** THE TASK **
Starting with the first line of the data below, copy each line up to and including the one containing "any[]; hl?: boolean". Pictures stay out.

** Web page code records **

########

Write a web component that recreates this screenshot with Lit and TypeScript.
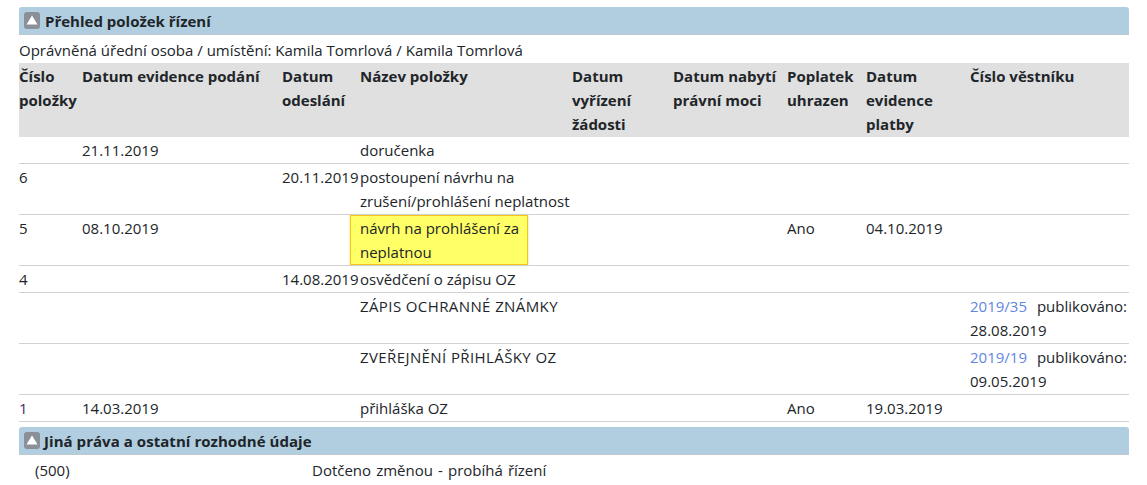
import { LitElement, html, css } from "lit";
import { customElement } from "lit/decorators.js";

const widths = [63, 200, 78, 212, 101, 114, 79, 104, 159];
const heads = [
  "Číslo položky", "Datum evidence podání", "Datum odeslání", "Název položky",
  "Datum vyřízení žádosti", "Datum nabytí právní moci", "Poplatek uhrazen",
  "Datum evidence platby", "Číslo věstníku",
];

type Row = { c: any[]; hl?: boolean };

@customElement("app-root")
export class AppRoot extends LitElement {
  static styles = css`
    :host { display: block; font-family: "Open Sans", sans-serif; font-size: 15px; line-height: 24px; color: #212529; background: #fff; height: 485px; overflow: hidden; }
    .wrap { padding: 7px 18px 0 19px; }
    .bar { display: flex; align-items: center; gap: 5px; height: 28px; box-sizing: border-box; padding-left: 5px; background: #b0cee0; border-bottom: 1px solid #bfc8cc; border-radius: 3px 3px 0 0; font-weight: 700; }
    .bar svg { display: block; flex: none; }
    .second { margin-top: 5px; }
    .second.bar { gap: 4px; }
    .second span { letter-spacing: .05px; }
    .who { height: 28px; line-height: 30px; }
    table { border-collapse: collapse; table-layout: fixed; width: 1110px; }
    th { background: #e0e0e0; font-weight: 700; text-align: left; vertical-align: top; padding: 1px 0; }
    td { padding: 1px 0; vertical-align: top; border-bottom: 1px solid #d2d2d2; }
    td.flush { padding: 0; }
    .hl { display: block; margin: 0 0 0 -10px; width: 178px; box-sizing: border-box; height: 50px; padding: 0 5px 0 9px; background: #ffff66; border: 1px solid #f5c518; box-shadow: 0 0 2px rgba(200,170,0,.5); }
    .caps { letter-spacing: .4px; }
    a { color: #5f86e3; text-decoration: none; }
    .pub { margin-left: 6px; }
    .first { color: #4a2a6a; }
    .other { display: flex; padding: 3px 0 0 16px; }
    .other .code { width: 277px; }
    .other .val { word-spacing: 1.2px; }
  `;

  private rows: Row[] = [
    { c: ["", "21.11.2019", "", "doručenka", "", "", "", "", ""] },
    { c: ["6", "", "20.11.2019", "postoupení návrhu na zrušení/prohlášení neplatnost", "", "", "", "", ""] },
    { c: ["5", "08.10.2019", "", "návrh na prohlášení za neplatnou", "", "", "Ano", "04.10.2019", ""], hl: true },
    { c: ["4", "", "14.08.2019", "osvědčení o zápisu OZ", "", "", "", "", ""] },
    { c: ["", "", "", html`<span class="caps">ZÁPIS OCHRANNÉ ZNÁMKY</span>`, "", "", "", "", html`<a>2019/35</a> <span class="pub">publikováno:</span> 28.08.2019`] },
    { c: ["", "", "", html`<span class="caps">ZVEŘEJNĚNÍ PŘIHLÁŠKY OZ</span>`, "", "", "", "", html`<a>2019/19</a> <span class="pub">publikováno:</span> 09.05.2019`] },
    { c: [html`<span class="first">1</span>`, "14.03.2019", "", "přihláška OZ", "", "", "Ano", "19.03.2019", ""] },
  ];

  private icon() {
    return html`<svg width="16" height="17" viewBox="0 0 16 17"><rect width="16" height="17" rx="3" fill="#8b8f98"/><path d="M8 3.5 13.5 12.5H2.5Z" fill="#fff"/></svg>`;
  }

  render() {
    return html`<div class="wrap">
      <div class="bar">${this.icon()}<span>Přehled položek řízení</span></div>
      <div class="who">Oprávněná úřední osoba / umístění: Kamila Tomrlová / Kamila Tomrlová</div>
      <table>
        <colgroup>${widths.map((w) => html`<col style="width:${w}px" />`)}</colgroup>
        <thead><tr>${heads.map((h) => html`<th>${h}</th>`)}</tr></thead>
        <tbody>
          ${this.rows.map((r) => html`<tr>${r.c.map((v, i) =>
            r.hl && i === 3
              ? html`<td class="flush"><span class="hl">${v}</span></td>`
              : html`<td>${v}</td>`)}</tr>`)}
        </tbody>
      </table>
      <div class="bar second">${this.icon()}<span>Jiná práva a ostatní rozhodné údaje</span></div>
      <div class="other"><div class="code">(500)</div><div class="val">Dotčeno změnou - probíhá řízení</div></div>
    </div>`;
  }
}
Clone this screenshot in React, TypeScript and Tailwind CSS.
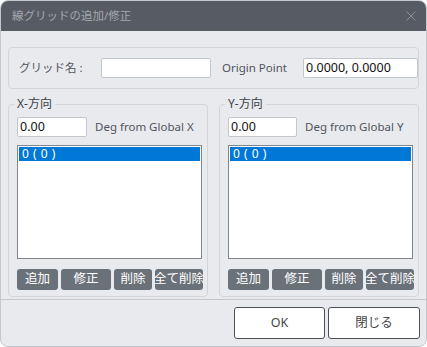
import React from "react";

const font = "font-['Noto_Sans','Noto_Sans_CJK_JP',sans-serif]";

function Btn({ w, children }: { w: string; children: React.ReactNode }) {
  return (
    <div
      className={`${w} h-[21px] rounded-[3px] bg-[#6b7179] text-white text-[12.5px] leading-none flex items-center justify-center whitespace-nowrap overflow-visible`}
    >
      {children}
    </div>
  );
}

function Group({ label, deg, inputW }: { label: string; deg: string; inputW: string }) {
  return (
    <div className="relative w-[200px] h-[193px] border border-[#d3d5d9] rounded-[4px] pl-[8px] pt-[12px]">
      <span className="absolute left-[5px] top-[-9px] px-[3px] bg-[#e9eaee] text-[12px] leading-[16px] text-[#3d4147]">
        {label}
      </span>
      <div className="flex items-center">
        <div className={`${inputW} h-[20px] bg-white border border-[#c3c6cb] rounded-[2px] px-[2px] text-[12.5px] leading-[18px] text-[#111]`}>
          0.00
        </div>
        <span className="ml-[8px] text-[11.5px] text-[#50555c]">{deg}</span>
      </div>
      <div className="mt-[8px] w-[185px] h-[114px] bg-white border border-[#7f868e] p-[1px]">
        <div className="h-[14px] bg-[#0078d7] text-white text-[12px] leading-[14px] pl-[3px] tracking-[0.5px] whitespace-pre">0 ( 0 )</div>
      </div>
      <div className="mt-[10px] flex">
        <Btn w="w-[41px]">追加</Btn>
        <div className="w-[3px]" />
        <Btn w="w-[50px]">修正</Btn>
        <div className="w-[3px]" />
        <Btn w="w-[38px]">削除</Btn>
        <div className="w-[3px]" />
        <Btn w="w-[48px]">全て削除</Btn>
      </div>
    </div>
  );
}

export default function App() {
  return (
    <div className={`w-[427px] h-[347px] bg-white ${font}`}>
      <div className="w-full h-full rounded-[8px] overflow-hidden bg-[#e9eaee] border border-[#c4c7cc] flex flex-col">
        <div className="h-[30px] shrink-0 bg-[#575c64] flex items-center pl-[11px] pr-[10px]">
          <span className="text-[11.5px] text-[#a3a7ad]">線グリッドの追加/修正</span>
          <svg className="ml-auto" width="10" height="10" viewBox="0 0 10 10">
            <path d="M0.5 0.5 L9.5 9.5 M9.5 0.5 L0.5 9.5" stroke="#8c9097" strokeWidth="1" />
          </svg>
        </div>
        <div className="px-[7px] flex-1">
          <div className="mt-[16px] w-[411px] h-[42px] border border-[#d3d5d9] rounded-[4px] flex items-center pl-[10px]">
            <span className="w-[82px] text-[11.5px] text-[#50555c]">グリッド名 :</span>
            <div className="w-[110px] h-[20px] bg-white border border-[#c3c6cb] rounded-[2px]" />
            <span className="ml-[11px] w-[81px] text-[11.5px] text-[#50555c]">Origin Point</span>
            <div className="w-[115px] h-[20px] bg-white border border-[#c3c6cb] rounded-[2px] px-[2px] text-[12.5px] leading-[18px] text-[#111]">
              0.0000, 0.0000
            </div>
          </div>
          <div className="mt-[15px] flex gap-[11px]">
            <Group label="X-方向" deg="Deg from Global X" inputW="w-[70px]" />
            <Group label="Y-方向" deg="Deg from Global Y" inputW="w-[69px]" />
          </div>
        </div>
        <div className="h-[47px] shrink-0 border-t border-[#c2c5ca] flex justify-end items-start pt-[7px] pr-[6px] gap-[3px]">
          <div className="w-[91px] h-[32px] bg-white border border-[#4b4f56] rounded-[3px] flex items-center justify-center text-[12.5px] text-[#444]">
            OK
          </div>
          <div className="w-[92px] h-[32px] bg-white border border-[#4b4f56] rounded-[3px] flex items-center justify-center text-[12.5px] text-[#444]">
            閉じる
          </div>
        </div>
      </div>
    </div>
  );
}
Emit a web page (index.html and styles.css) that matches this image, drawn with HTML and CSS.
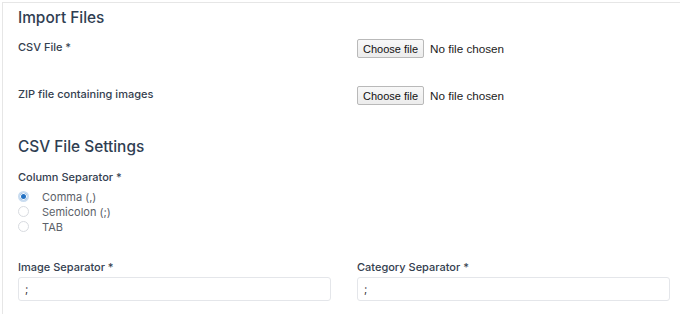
FILE: index.html
```html
<!DOCTYPE html>
<html>
	<head>
		<meta charset="UTF-8">
		<title>Import</title>
		<link rel="stylesheet" href="styles.css">
	</head>
	<body>
		<div class="card">
			<h2 class="title">Import Files</h2>
			<div class="row row-file">
				<label class="lbl">CSV File *</label>
				<div class="file">
					<button class="file-btn" type="button">Choose file</button>
					<span class="file-name">No file chosen</span>
				</div>
			</div>
			<div class="row row-file">
				<label class="lbl">ZIP file containing images</label>
				<div class="file">
					<button class="file-btn" type="button">Choose file</button>
					<span class="file-name">No file chosen</span>
				</div>
			</div>

			<h2 class="title title-sm">CSV File Settings</h2>
			<div class="group">
				<label class="lbl">Column Separator *</label>
				<ul class="radios">
					<li><span class="radio checked"></span>Comma (,)</li>
					<li><span class="radio"></span>Semicolon (;)</li>
					<li><span class="radio"></span>TAB</li>
				</ul>
			</div>

			<div class="row row-input">
				<div class="field">
					<label class="lbl">Image Separator *</label>
					<input class="txt" type="text" value=";">
				</div>
				<div class="field">
					<label class="lbl">Category Separator *</label>
					<input class="txt" type="text" value=";">
				</div>
			</div>
		</div>
	</body>
</html>
```
FILE: styles.css
```css
html, body{
	margin: 0;
	padding: 0;
	background: #fff;
	overflow: hidden;
}
.card{
	margin: 2px -20px 0 2px;
	padding: 0 30px 20px 15px;
	border: 1px solid #e6e6e6;
	border-right: none;
	font-family: Inter, "Noto Sans", sans-serif;
}
.title{
	margin: 0;
	padding: 4px 0 0;
	height: 26px;
	line-height: 22px;
	font-size: 15.4px;
	font-weight: 500;
	color: #2f3e52;
}
.title-sm{
	padding-top: 0;
	margin-top: 9px;
}
.lbl{
	display: block;
	font-size: 11px;
	font-weight: 500;
	color: #34404f;
	line-height: 16px;
}
.row{
	display: grid;
	grid-template-columns: 1fr 1fr;
	column-gap: 26px;
}
.row-file{
	height: 44px;
	align-items: start;
	padding-top: 3px;
}
.row-file .lbl{
	padding-top: 3px;
}
.file{
	display: flex;
	align-items: center;
	gap: 6px;
	margin-top: 3px;
	font-family: "Liberation Sans", Arial, sans-serif;
	font-size: 11.7px;
	color: #222;
}
.file-btn{
	height: 19px;
	padding: 0 5px;
	font-family: "Liberation Sans", Arial, sans-serif;
	font-size: 11px;
	color: #111;
	background: linear-gradient(#f8f8f8, #ececec);
	border: 1px solid #b9b9b9;
	border-radius: 2px;
}
.group{
	margin-top: 7px;
}
.radios{
	list-style: none;
	margin: 4px 0 0;
	padding: 0;
}
.radios li{
	display: flex;
	align-items: center;
	height: 15px;
	font-size: 11px;
	color: #5b6169;
}
.radio{
	box-sizing: border-box;
	width: 11px;
	height: 11px;
	margin: 0 13px 0 0;
	border: 1px solid #d8dbe0;
	border-radius: 50%;
	background: #fff;
}
.radio.checked{
	border: 2px solid #c9dcf0;
	background: #2271c3;
	box-shadow: inset 0 0 0 1px #fff;
}
.row-input{
	margin-top: 25px;
}
.field .lbl{
	margin-bottom: 2px;
}
.txt{
	box-sizing: border-box;
	display: block;
	width: 100%;
	height: 24px;
	padding: 0 6px;
	border: 1px solid #e4e6ea;
	border-radius: 3px;
	font-family: Inter, "Noto Sans", sans-serif;
	font-size: 11px;
	color: #333;
}
```
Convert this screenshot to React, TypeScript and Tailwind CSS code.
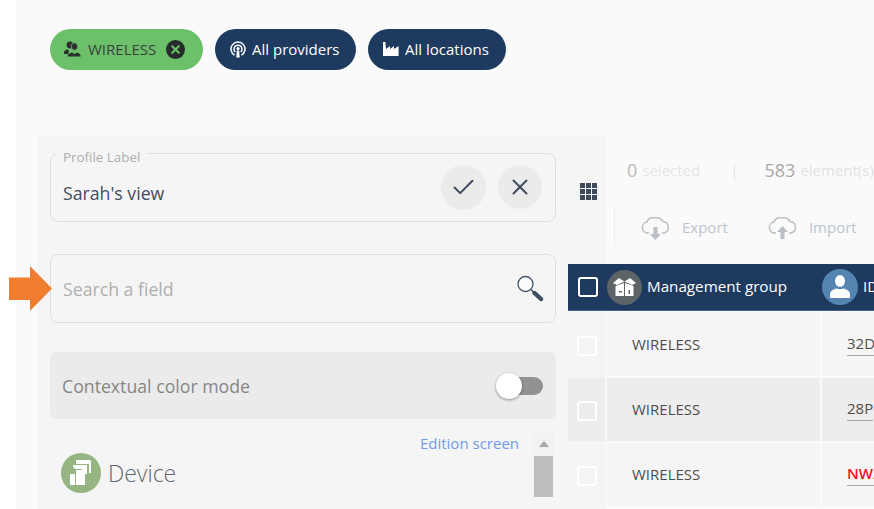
import { Check, X } from "lucide-react";

const navy = "bg-[#1e3a5f]";

function UsersIcon() {
  return (
    <svg width="17" height="16" viewBox="0 0 17 16" fill="#2b2f2d" className="shrink-0">
      <circle cx="6" cy="4" r="3.400" />
      <path d="M0 11.500c0-2 2-2.600 3.600-3.200L5 10l-.8 3H0z" />
      <ellipse cx="10.500" cy="5.500" rx="3.200" ry="3.800" stroke="#6cc06a" strokeWidth="0.800" />
      <path d="M3.600 15.500c0-2.600 2.600-3.400 4.600-4l2.300 1.500 2.300-1.500c2 .6 3.900 1.400 3.900 4z" />
    </svg>
  );
}

function ProviderIcon() {
  return (
    <svg width="16" height="17" viewBox="0 0 16 17" fill="none" stroke="white" className="shrink-0">
      <path d="M4.600 14.200A7 7 0 1 1 11.400 14.200" strokeWidth="1.500" />
      <path d="M5.200 11A4 4 0 1 1 10.800 11" strokeWidth="1.500" />
      <circle cx="8" cy="7.600" r="1.600" fill="white" stroke="none" />
      <path d="M6.800 9.500h2.400l.5 7H6.300z" fill="white" stroke="none" />
    </svg>
  );
}

function FactoryIcon() {
  return (
    <svg width="16" height="14" viewBox="0 0 16 14" fill="white" className="shrink-0">
      <path d="M0 0h2.400l.6 7 4-3v3l4-3v3l4.600-3v10H0z" />
    </svg>
  );
}

function GridIcon() {
  return (
    <div className="grid w-[17px] grid-cols-[5px_5px_5px] gap-[1px]">
      {Array.from({ length: 9 }).map((_, i) => (
        <div key={i} className="h-[5px] w-[5px] bg-[#3c4a5c]" />
      ))}
    </div>
  );
}

function MagnifierIcon() {
  return (
    <svg width="27" height="27" viewBox="0 0 27 27" fill="none">
      <circle cx="8.500" cy="9" r="7.500" stroke="#46566a" strokeWidth="1.300" fill="#fcfcfc" />
      <path d="M14 14.500l3 3" stroke="#46566a" strokeWidth="1.600" />
      <path d="M17.500 18l6.500 6" stroke="#3f4f63" strokeWidth="4.400" strokeLinecap="round" />
    </svg>
  );
}

function CloudIcon({ up }: { up?: boolean }) {
  return (
    <svg width="30" height="26" viewBox="0 0 30 26" fill="none">
      <path
        d="M8 18H6.500a5.500 5.500 0 0 1-.6-10.900 6 6 0 0 1 8-4.100 6.500 6.500 0 0 1 8.100 3.600 5.800 5.800 0 0 1 1 11.400H21"
        stroke="#b9bfc4"
        strokeWidth="1.500"
      />
      {up ? (
        <path d="M14.500 11l-5.500 6h3.500v7h4v-7H20z" fill="#b9bfc4" />
      ) : (
        <path d="M12.500 12h4v7H20l-5.500 6L9 19h3.500z" fill="#b9bfc4" />
      )}
    </svg>
  );
}

function BoxIcon() {
  return (
    <svg width="25" height="20" viewBox="0 0 25 20" fill="white">
      <path d="M1 6l6-5 5.500 3.500L18 1l6 5-4 2-7.500-3.500L5 8z" />
      <path d="M3.500 9l8.500-3v13H3.500zM13 6l8.500 3v10H13z" />
      <path d="M7 14h3v1.500H7zM16.500 13h1.500v4h-1.500z" fill="#5d6468" />
    </svg>
  );
}

function PersonIcon() {
  return (
    <svg width="24" height="28" viewBox="0 0 24 28" fill="white">
      <ellipse cx="12" cy="8" rx="5" ry="6" />
      <path d="M2 25v-4c0-3 4-5 6.500-5.500 2 1 5 1 7 0C18 16 22 18 22 21v4z" />
    </svg>
  );
}

function DeviceIcon() {
  return (
    <svg width="24" height="26" viewBox="0 0 24 26" fill="white">
      <path d="M7 0h14l1 1v12h-2V4H7z" />
      <path d="M4 5h14v9h-5V9H6L4 7z" />
      <path d="M7 10h9v15H7z" />
      <path d="M1 14h5v11H1z" />
    </svg>
  );
}

function Chip({ className, children }: { className: string; children: React.ReactNode }) {
  return (
    <div className={`flex h-[41px] items-center rounded-[21px] pb-[1px] ${className}`}>{children}</div>
  );
}

function Row({ shade, code, red, tall }: { shade?: boolean; code: string; red?: boolean; tall?: boolean }) {
  const bg = shade ? "bg-[#ededed]" : "bg-[#f5f5f5]";
  return (
    <div className={`flex gap-[2px] pb-[2px] ${tall ? "h-[66px]" : "h-[65px]"}`}>
      <div className={`flex w-[37px] shrink-0 items-center pl-[9px] pt-[3px] ${bg}`}>
        <div className="h-[20px] w-[20px] rounded-[3px] border-2 border-white" />
      </div>
      <div className={`flex w-[213px] shrink-0 items-center pl-[25px] text-[15px] text-[#4d4d4d] ${bg}`}>
        WIRELESS
      </div>
      <div className={`flex flex-1 items-center overflow-hidden pl-[25px] ${bg}`}>
        <span
          className={`border-b border-[#a8a8a8] pb-[2px] text-[15px] leading-[20px] ${
            red ? "font-semibold text-[#f0141e]" : "text-[#4d4d4d]"
          }`}
        >
          {code}
        </span>
      </div>
    </div>
  );
}

export default function App() {
  return (
    <div className="relative flex h-[509px] w-[874px] overflow-hidden bg-white font-['Open_Sans',sans-serif]">
      <div className="w-4 shrink-0" />

      <div className="flex min-w-0 flex-1 flex-col bg-[#fafafa]">
        {/* filtres */}
        <div className="flex h-[136px] shrink-0 items-start gap-3 pl-[34px] pt-[29px]">
          <Chip className="w-[153px] bg-[#6cc06a] pl-[14px] text-[#36433d]">
            <UsersIcon />
            <span className="ml-[7px] text-[15px]">WIRELESS</span>
            <span className="ml-[10px] flex h-[19px] w-[19px] items-center justify-center rounded-full bg-[#262b2b]">
              <X size={13} strokeWidth={4} color="#6cc06a" />
            </span>
          </Chip>
          <Chip className={`w-[141px] pl-[15px] text-white ${navy}`}>
            <ProviderIcon />
            <span className="ml-[6px] text-[15px] font-medium">All providers</span>
          </Chip>
          <Chip className={`w-[138px] pl-[15px] text-white ${navy}`}>
            <FactoryIcon />
            <span className="ml-[6px] text-[15px] font-medium">All locations</span>
          </Chip>
        </div>

        <div className="flex min-h-0 flex-1">
          {/* panneau */}
          <div className="ml-[21px] flex w-[569px] shrink-0 bg-[#f5f5f5] pl-[13px] pt-[17px]">
            <div className="w-[506px] shrink-0">
              <div className="relative flex h-[69px] items-center justify-between rounded-[8px] border border-[#dedede] pl-[12px] pr-[13px]">
                <span className="absolute -top-[5px] left-[5px] bg-[#f5f5f5] px-[7px] text-[13.400px] leading-[16px] text-[#adadad]">
                  Profile Label
                </span>
                <span className="mt-[12px] text-[17.700px] text-[#3f4d5f]">Sarah's view</span>
                <div className="flex gap-[12px]">
                  <div className="flex h-[45px] w-[45px] items-center justify-center rounded-full bg-[#ebebeb]">
                    <Check size={27} strokeWidth={1.800} color="#3f4d5f" />
                  </div>
                  <div className="flex h-[44px] w-[44px] items-center justify-center rounded-full bg-[#ebebeb]">
                    <X size={26} strokeWidth={1.800} color="#3f4d5f" />
                  </div>
                </div>
              </div>

              <div className="mt-[32px] flex h-[69px] items-center justify-between rounded-[8px] border border-[#dedede] pl-[12px] pr-[11px]">
                <span className="mt-[2px] text-[17.700px] text-[#aeaeae]">Search a field</span>
                <MagnifierIcon />
              </div>

              <div className="mt-[29px] flex h-[67px] items-center justify-between rounded-[6px] bg-[#ebebeb] pl-[12px] pr-[13px]">
                <span className="mt-[2px] text-[17.700px] text-[#868686]">Contextual color mode</span>
                <div className="relative h-[18px] w-[34px] rounded-full bg-[#929292]">
                  <div className="absolute -left-[13px] -top-[4px] h-[26px] w-[26px] rounded-full bg-white shadow-[0_1px_3px_rgba(0,0,0,0.4)]" />
                </div>
              </div>

              <div className="flex justify-between">
                <div className="flex min-w-0 flex-1 flex-col">
                  <div className="mt-[14px] pr-[14px] text-right text-[15px] leading-[20px] text-[#6f9be8]">
                    Edition screen
                  </div>
                  <div className="flex items-center pl-[11px]">
                    <div className="flex h-[40px] w-[40px] items-center justify-center rounded-full bg-[#95b682]">
                      <DeviceIcon />
                    </div>
                    <span className="ml-[7px] text-[23px] font-light text-[#5f6772]">Device</span>
                  </div>
                </div>
                <div className="mr-[2px] mt-[13px] flex w-[21px] shrink-0 flex-col items-center bg-[#f2f2f2]">
                  <div className="mt-[9px] h-0 w-0 border-x-[5px] border-b-[6px] border-x-transparent border-b-[#a8a8a8]" />
                  <div className="mt-[9px] h-[41px] w-[19px] bg-[#bdbdbd]" />
                </div>
              </div>
            </div>

            <div className="ml-[24px] pt-[30px]">
              <GridIcon />
            </div>
          </div>

          {/* tableau */}
          <div className="relative min-w-0 flex-1 bg-[#fafafa]">
            <div className="flex h-[128px] flex-col pt-[24px]">
              <div className="flex items-center pl-[21px] text-[15px] leading-[20px] whitespace-nowrap">
                <span className="text-[18px] text-[#b9b9b9]">0</span>
                <span className="ml-[5px] text-[15px] text-[#e6e6e6]">selected</span>
                <span className="ml-[30px] text-[#e0e0e0]">|</span>
                <span className="ml-[26px] text-[18px] text-[#a9a9a9]">583</span>
                <span className="ml-[5px] text-[15px] text-[#e2e2e2]">element(s)</span>
              </div>
              <div className="ml-[8px] mt-[28px] flex h-[39px] items-center whitespace-nowrap border-l border-[#ececec] pl-[26px] text-[15px] text-[#bcc5d0]">
                <CloudIcon />
                <span className="ml-[11px]">Export</span>
                <span className="ml-[40px]">
                  <CloudIcon up />
                </span>
                <span className="ml-[11px]">Import</span>
              </div>
            </div>
            <div className="-ml-[38px] w-[306px]">
              <div className={`flex h-[47px] items-center border-b border-[#3f5f85] whitespace-nowrap ${navy}`}>
                <div className="ml-[10px] h-[20px] w-[20px] shrink-0 rounded-[3px] border-2 border-white" />
                <div className="ml-[9px] flex h-[35px] w-[35px] shrink-0 items-center justify-center rounded-full bg-[#5d6468]">
                  <BoxIcon />
                </div>
                <span className="ml-[5px] pb-[2px] text-[15.200px] font-medium text-white">Management group</span>
                <div className="ml-[35px] flex h-[36px] w-[36px] shrink-0 items-center justify-center overflow-hidden rounded-full bg-[#5484b0]">
                  <PersonIcon />
                </div>
                <span className="ml-[5px] pb-[2px] text-[15.200px] font-medium text-white">ID</span>
              </div>
              <div className="mt-[1px]">
                <Row code="32D" tall />
                <Row code="28P" shade />
                <Row code="NW2" red />
                <div className="h-[2px]" />
              </div>
            </div>
          </div>
        </div>
      </div>

      {/* flèche */}
      <svg className="absolute left-[9px] top-[266px]" width="43" height="45" viewBox="0 0 43 45">
        <path d="M0 11.500h21V0l22 22.500L21 45V34H0z" fill="#f07d30" />
      </svg>
    </div>
  );
}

########

** ANSWER FOR THE TASK **
Write a web component that recreates this screenshot with Lit and TypeScript.
import { LitElement, html, css } from "lit";
import { customElement } from "lit/decorators.js";

const widths = [63, 200, 78, 212, 101, 114, 79, 104, 159];
const heads = [
  "Číslo položky", "Datum evidence podání", "Datum odeslání", "Název položky",
  "Datum vyřízení žádosti", "Datum nabytí právní moci", "Poplatek uhrazen",
  "Datum evidence platby", "Číslo věstníku",
];

type Row = { c: any[]; hl?: boolean };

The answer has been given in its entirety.